Roland pulled him roughly back, and Eddie looked at him with dazed eyes.

-- King, S. (2003). Bear and Bone. The Wastelands: The Dark Tower III. New York: A Signet Book.

  • Fantastic answer, thanks. This was the keystone scene for me across all seven books. The notion that the portals lead the beams "beyond ka", whatever that might mean, is fascinating; that the eldritch technology holding the beams in place is right there only focuses the vague sense of horror about what lies beyond. – Roni Choudhury Feb 21 '16 at 17:55
3

This is actually covered in The Dark Tower: A Concordance under the section "Portals". This book was written by Robin Furth, King's research assistant.

They are listed as "12 doorways leading into and out of Mid-World". Specifically, it is mentioned that they are "the most powerful" of all doorways and that "their health is intrinsically tied to the health of Mid-World and the time/space continuum of all worlds" (p 189)

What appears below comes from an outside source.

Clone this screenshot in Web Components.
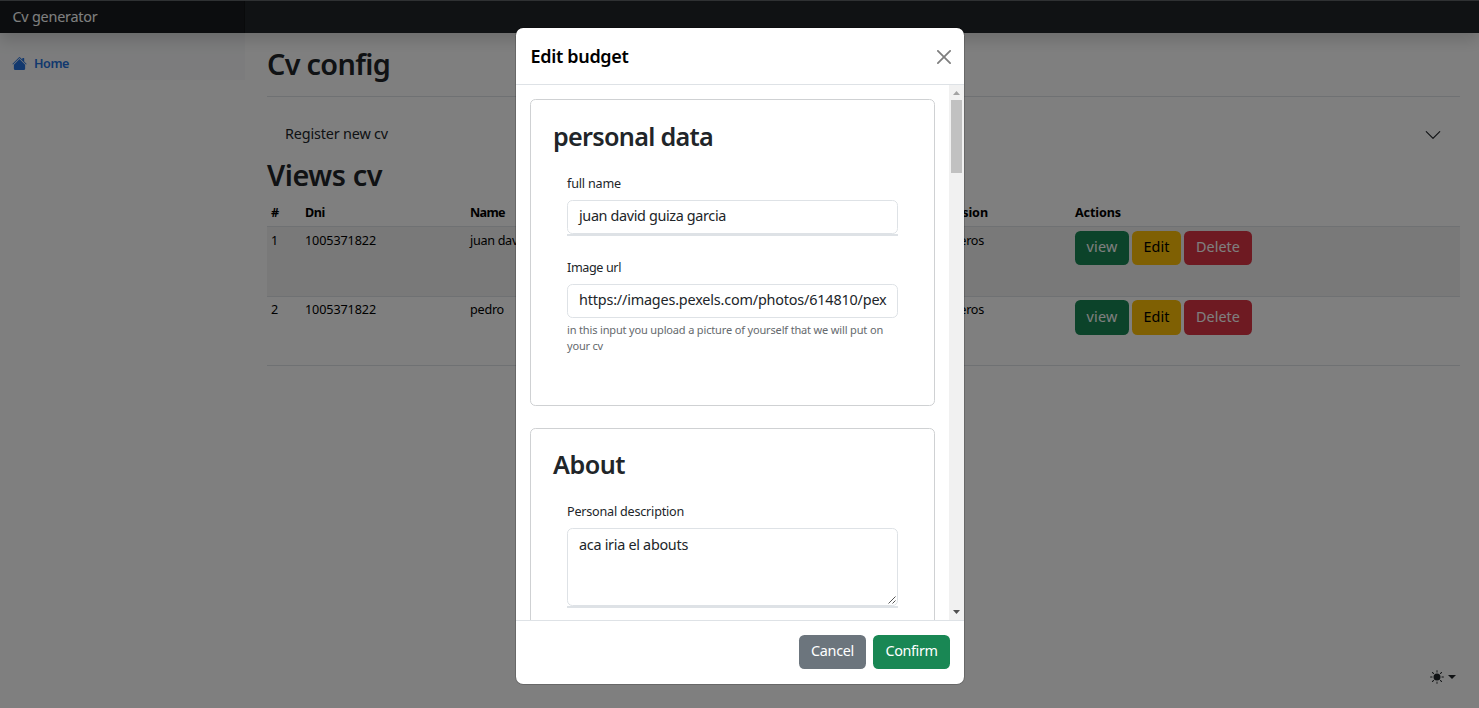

As these 12 portals are the "rim" of the spokes that all converge on the Dark Tower, it can be surmised that they are the points of entry for the beams into Mid-World.

Edit for more clarification:

That said, there is nothing that definitively answers what it behind this specific door except that it is an exit from Mid-World. There have been several examples of portals throughout the series, including:

  • The three doors used to draw Eddie, Susannah and Jack (well, not really "draw" in the case of Jack) into Mid-World
  • The house used to pull Jake into Mid-World

The Dark Tower Wiki notes a distinction between Magical Portals and Mechanical Portals but does not source if this is an official designation or a fan's method of distinguishing those that are clearly manufactured by North Central Positronix.